The events of January 9th 2024 will be indelibly marked in the memories of those who lived through it. It bore all the hallmarks of a financial thriller – a Wolf of Wall Street or, in the view of Nexo’s Magdalena Hristova, “a telenovela.” High on drama, in other words, with back-to-back facepalm moments. As Hristova, who also hosts the Social Block podcast, riffed, “Just as a TV audience eagerly awaits a major revelation that could shift the entire narrative, the potential for a dramatic spot ETF regulatory approval caused ratings – i.e. prices – to soar.”

As Bloomberg’s Matt Levine put it, “the SEC got trolled on Bitcoin ETFs.” While BTC spiked to $48K when the false tweet was sent, it quickly dumped the moment the SEC regained control of its account and Gary Gensler confirmed that the gun had been well and truly jumped. “How are you supposed to protect investors when you can’t even protect your Twitter account?” raged basically everyone.

Not everyone is convinced that the account hijacking, caused by failure to use 2FA, was intended to manipulate the market incidentally. While Levine concedes that money was lost and made on the trade, he leans more towards it being high-jinks than a serious attempt at manipulation.

Who Can You Trust?

Crypto’s “don’t trust, verify” mantra is fine in the context of blockchain verification, but less reliable when applied to verified Twitter accounts. Had the news been tweeted by any account other than the SEC’s official handle, its impact would have been diminished. But with both the language and the timing suggesting the dispatch was official, crypto investors naturally assumed it was legit.

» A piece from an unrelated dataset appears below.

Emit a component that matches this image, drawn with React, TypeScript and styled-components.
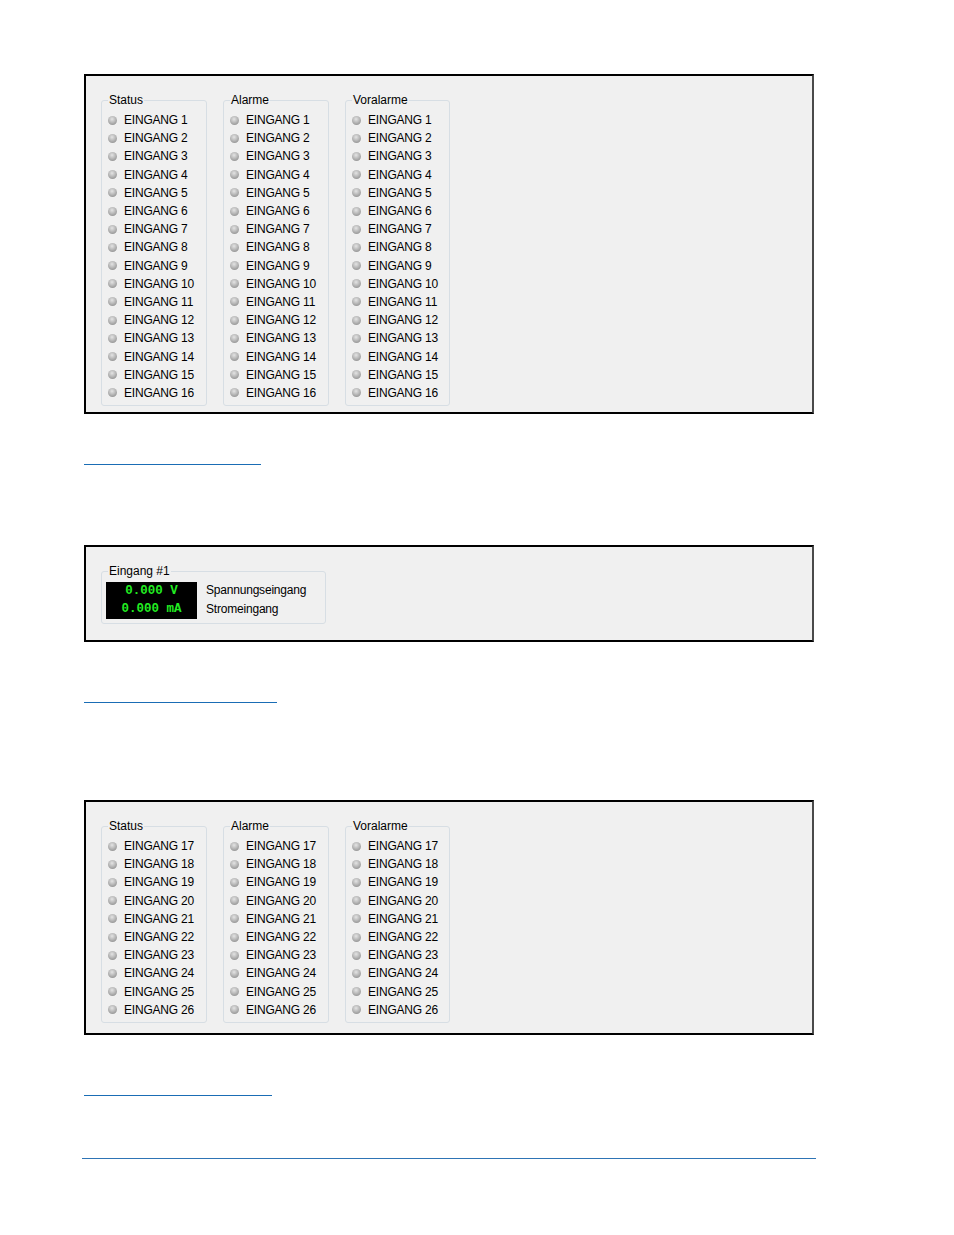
import React from "react";
import styled, { createGlobalStyle } from "styled-components";

const GlobalStyle = createGlobalStyle`
  html, body {
    margin: 0;
    padding: 0;
    background: #ffffff;
  }
  body {
    font-family: "Liberation Sans", Arial, sans-serif;
    -webkit-font-smoothing: none;
  }
`;

const Page = styled.div`
  width: 954px;
  min-height: 1235px;
  box-sizing: border-box;
  padding: 74px 0 0 84px;
  display: flex;
  flex-direction: column;
  align-items: flex-start;
`;

const Panel = styled.div<{ $padBottom: number; $gapAfter: number }>`
  width: 730px;
  box-sizing: border-box;
  background: #f0f0f0;
  border: 2px solid #000;
  border-right-color: #4a4a4a;
  padding: 17px 0 ${(p) => p.$padBottom}px 15px;
  margin-bottom: ${(p) => p.$gapAfter}px;
  display: flex;
  gap: 16px;
  align-items: flex-start;
`;

const GroupBox = styled.fieldset<{ $width: number }>`
  margin: 0;
  width: ${(p) => p.$width}px;
  box-sizing: border-box;
  border: 1px solid #d7dee4;
  border-radius: 3px;
  padding: 4px 0 3px 6px;
  min-inline-size: 0;
`;

const Legend = styled.legend`
  padding: 0 1px;
  font-size: 12px;
  line-height: 14px;
  color: #000;
`;

const LedRow = styled.div`
  display: flex;
  align-items: center;
  height: 18.2px;
  font-size: 12px;
  letter-spacing: -0.2px;
  color: #000;
  white-space: nowrap;
`;

const Led = styled.span`
  width: 9px;
  height: 9px;
  border-radius: 50%;
  margin-right: 7px;
  flex: none;
  background: radial-gradient(circle at 45% 35%, #e4e4e4 0%, #b8b8b8 45%, #808080 100%);
`;

const ReadoutBody = styled.div`
  display: flex;
  align-items: center;
  gap: 9px;
  margin: -1px 0 0 -2px;
  padding-bottom: 1px;
`;

const Display = styled.div`
  width: 91px;
  background: #000;
  color: #22ee22;
  font-family: "Liberation Mono", "Courier New", monospace;
  font-weight: bold;
  font-size: 12.5px;
  text-align: center;
  white-space: pre;
`;

const ReadoutLine = styled.div`
  line-height: 18.5px;
`;

const LabelList = styled.div`
  font-size: 12px;
  letter-spacing: -0.2px;
  color: #000;
`;

const LabelLine = styled.div`
  line-height: 19px;
`;

const LinkLine = styled.div<{ $width: number; $gapAfter: number }>`
  width: ${(p) => p.$width}px;
  height: 1px;
  background: #1a6db5;
  margin-bottom: ${(p) => p.$gapAfter}px;
`;

const FooterRule = styled.div`
  width: 734px;
  height: 1px;
  margin-left: -2px;
  background: #2e74b5;
`;

const groups = [
  { title: "Status", width: 106 },
  { title: "Alarme", width: 106 },
  { title: "Voralarme", width: 105 },
];

function InputPanel({
  from,
  to,
  padBottom,
  gapAfter,
}: {
  from: number;
  to: number;
  padBottom: number;
  gapAfter: number;
}) {
  const nums = Array.from({ length: to - from + 1 }, (_, i) => from + i);
  return (
    <Panel $padBottom={padBottom} $gapAfter={gapAfter}>
      {groups.map((g) => (
        <GroupBox key={g.title} $width={g.width}>
          <Legend>{g.title}</Legend>
          {nums.map((n) => (
            <LedRow key={n}>
              <Led />
              EINGANG {n}
            </LedRow>
          ))}
        </GroupBox>
      ))}
    </Panel>
  );
}

export default function App() {
  return (
    <>
      <GlobalStyle />
      <Page>
        <InputPanel from={1} to={16} padBottom={6} gapAfter={50} />
        <LinkLine $width={177} $gapAfter={80} />

        <Panel $padBottom={16} $gapAfter={60}>
          <GroupBox $width={225}>
            <Legend>Eingang #1</Legend>
            <ReadoutBody>
              <Display>
                <ReadoutLine>0.000 V</ReadoutLine>
                <ReadoutLine>0.000 mA</ReadoutLine>
              </Display>
              <LabelList>
                <LabelLine>Spannungseingang</LabelLine>
                <LabelLine>Stromeingang</LabelLine>
              </LabelList>
            </ReadoutBody>
          </GroupBox>
        </Panel>
        <LinkLine $width={193} $gapAfter={97} />

        <InputPanel from={17} to={26} padBottom={10} gapAfter={60} />
        <LinkLine $width={188} $gapAfter={62} />

        <FooterRule />
      </Page>
    </>
  );
}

As Hristova reflects, “The crypto industry is getting a little tired of false ETF approvals and the effects are no longer quite so net-neutral – the fake news needs to stop.” As for the effect the tweet had on the market, she notes crypto’s “youthful exuberance and sensitivity. Our space is hopeful and prepared, yet vulnerable to the winds of (mis)information.” The saga, she concludes, “underscores the power of media, social media, and the spoken word in the blockchain space.”

For those who love a good conspiracy theory, meanwhile, or a trashy telenovela, Levine writes: “It does bear mentioning that Twitter is owned by Elon Musk, who loves trolling and hates the SEC. “I want to be clear. I do not respect the SEC. I do not respect them,” is one of the nicer things Musk has said in public about the SEC. It is convenient and funny that Musk’s Twitter was used yesterday to make the SEC look stupid.”

There were red faces all round on Tuesday when those who’d posted jubilant tweets, crafted weeks in advance, were forced to follow the SEC’s lead and delete them. But the real embarrassment was reserved for a financial regulator whose chair would happily never hear the words “Bitcoin ETF” again. Unfortunately, it’s all he’ll be talking about for weeks. Bitcoin is here and it’s not going away any time soon.